(WHAT IS REQUIRED):
In your copy, include every line of the listing below exactly but none of the pictures.
========
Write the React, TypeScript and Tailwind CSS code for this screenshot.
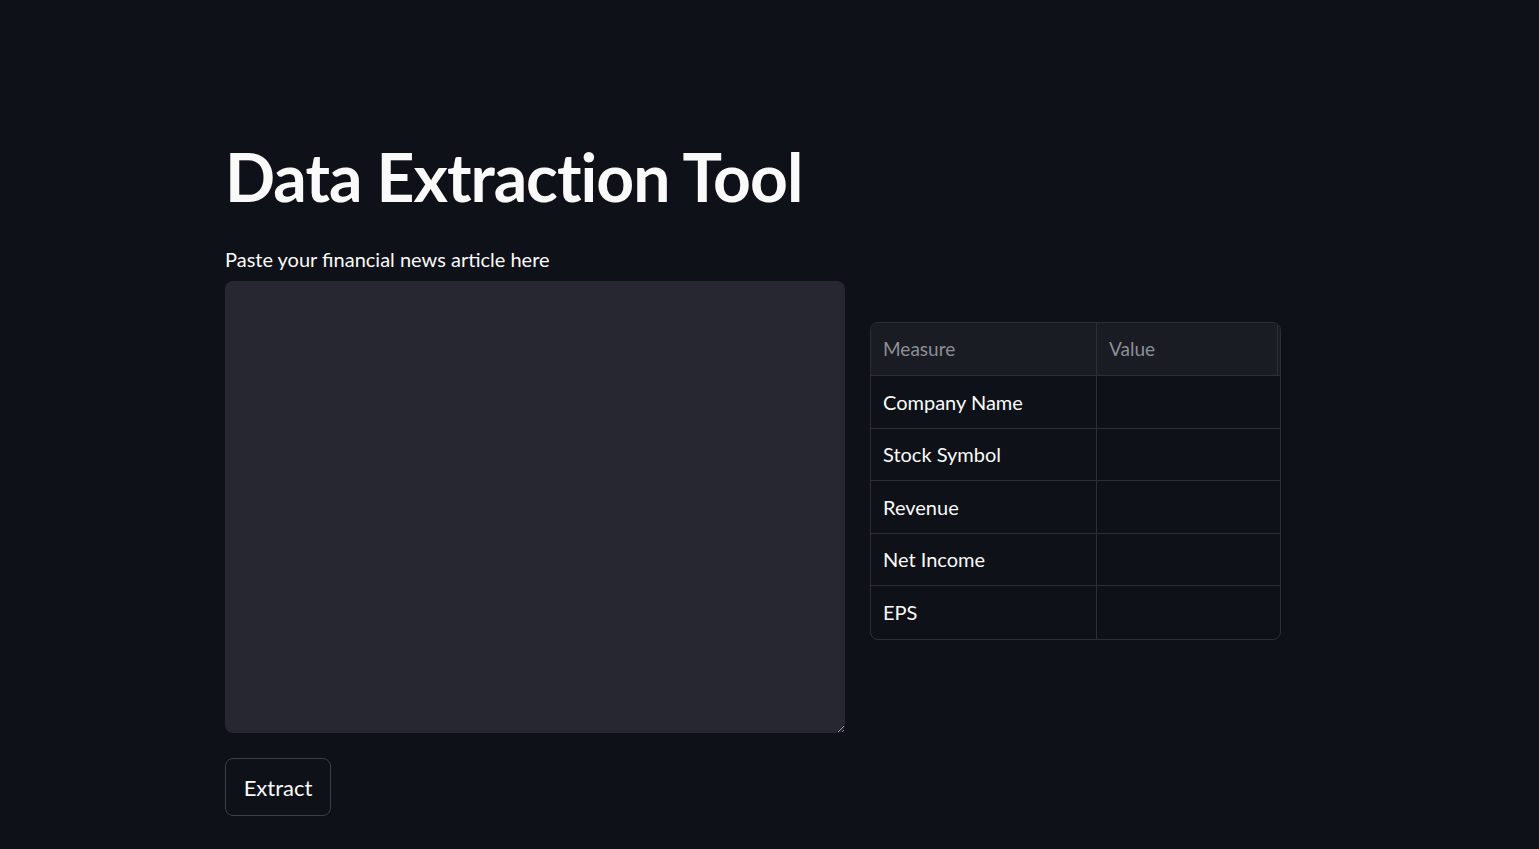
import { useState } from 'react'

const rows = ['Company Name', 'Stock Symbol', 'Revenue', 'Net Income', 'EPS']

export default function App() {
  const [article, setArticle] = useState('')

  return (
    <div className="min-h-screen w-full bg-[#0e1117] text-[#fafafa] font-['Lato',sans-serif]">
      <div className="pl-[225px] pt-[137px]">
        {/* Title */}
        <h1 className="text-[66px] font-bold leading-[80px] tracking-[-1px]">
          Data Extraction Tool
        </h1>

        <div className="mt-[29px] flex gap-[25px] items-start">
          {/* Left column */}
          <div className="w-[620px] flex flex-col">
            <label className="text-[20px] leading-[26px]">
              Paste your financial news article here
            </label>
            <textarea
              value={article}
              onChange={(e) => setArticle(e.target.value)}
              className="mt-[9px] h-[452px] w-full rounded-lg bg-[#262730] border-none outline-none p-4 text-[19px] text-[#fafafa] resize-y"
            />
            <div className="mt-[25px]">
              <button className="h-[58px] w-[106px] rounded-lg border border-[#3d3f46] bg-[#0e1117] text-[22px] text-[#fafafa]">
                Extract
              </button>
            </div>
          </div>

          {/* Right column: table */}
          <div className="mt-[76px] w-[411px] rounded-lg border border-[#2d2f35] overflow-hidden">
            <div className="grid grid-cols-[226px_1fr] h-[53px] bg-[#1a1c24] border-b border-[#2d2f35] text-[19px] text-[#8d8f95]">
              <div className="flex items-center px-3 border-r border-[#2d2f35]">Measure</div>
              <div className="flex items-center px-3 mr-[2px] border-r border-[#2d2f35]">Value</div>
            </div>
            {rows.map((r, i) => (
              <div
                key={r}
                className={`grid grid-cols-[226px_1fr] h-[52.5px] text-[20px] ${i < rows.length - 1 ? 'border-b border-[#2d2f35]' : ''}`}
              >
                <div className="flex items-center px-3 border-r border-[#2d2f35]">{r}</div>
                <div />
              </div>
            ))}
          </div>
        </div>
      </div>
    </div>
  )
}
========
(RESULT):
Write the React, TypeScript and Tailwind CSS code for this screenshot.
import { useState } from 'react'

const rows = ['Company Name', 'Stock Symbol', 'Revenue', 'Net Income', 'EPS']

export default function App() {
  const [article, setArticle] = useState('')

  return (
    <div className="min-h-screen w-full bg-[#0e1117] text-[#fafafa] font-['Lato',sans-serif]">
      <div className="pl-[225px] pt-[137px]">
        {/* Title */}
        <h1 className="text-[66px] font-bold leading-[80px] tracking-[-1px]">
          Data Extraction Tool
        </h1>

        <div className="mt-[29px] flex gap-[25px] items-start">
          {/* Left column */}
          <div className="w-[620px] flex flex-col">
            <label className="text-[20px] leading-[26px]">
              Paste your financial news article here
            </label>
            <textarea
              value={article}
              onChange={(e) => setArticle(e.target.value)}
              className="mt-[9px] h-[452px] w-full rounded-lg bg-[#262730] border-none outline-none p-4 text-[19px] text-[#fafafa] resize-y"
            />
            <div className="mt-[25px]">
              <button className="h-[58px] w-[106px] rounded-lg border border-[#3d3f46] bg-[#0e1117] text-[22px] text-[#fafafa]">
                Extract
              </button>
            </div>
          </div>

          {/* Right column: table */}
          <div className="mt-[76px] w-[411px] rounded-lg border border-[#2d2f35] overflow-hidden">
            <div className="grid grid-cols-[226px_1fr] h-[53px] bg-[#1a1c24] border-b border-[#2d2f35] text-[19px] text-[#8d8f95]">
              <div className="flex items-center px-3 border-r border-[#2d2f35]">Measure</div>
              <div className="flex items-center px-3 mr-[2px] border-r border-[#2d2f35]">Value</div>
            </div>
            {rows.map((r, i) => (
              <div
                key={r}
                className={`grid grid-cols-[226px_1fr] h-[52.5px] text-[20px] ${i < rows.length - 1 ? 'border-b border-[#2d2f35]' : ''}`}
              >
                <div className="flex items-center px-3 border-r border-[#2d2f35]">{r}</div>
                <div />
              </div>
            ))}
          </div>
        </div>
      </div>
    </div>
  )
}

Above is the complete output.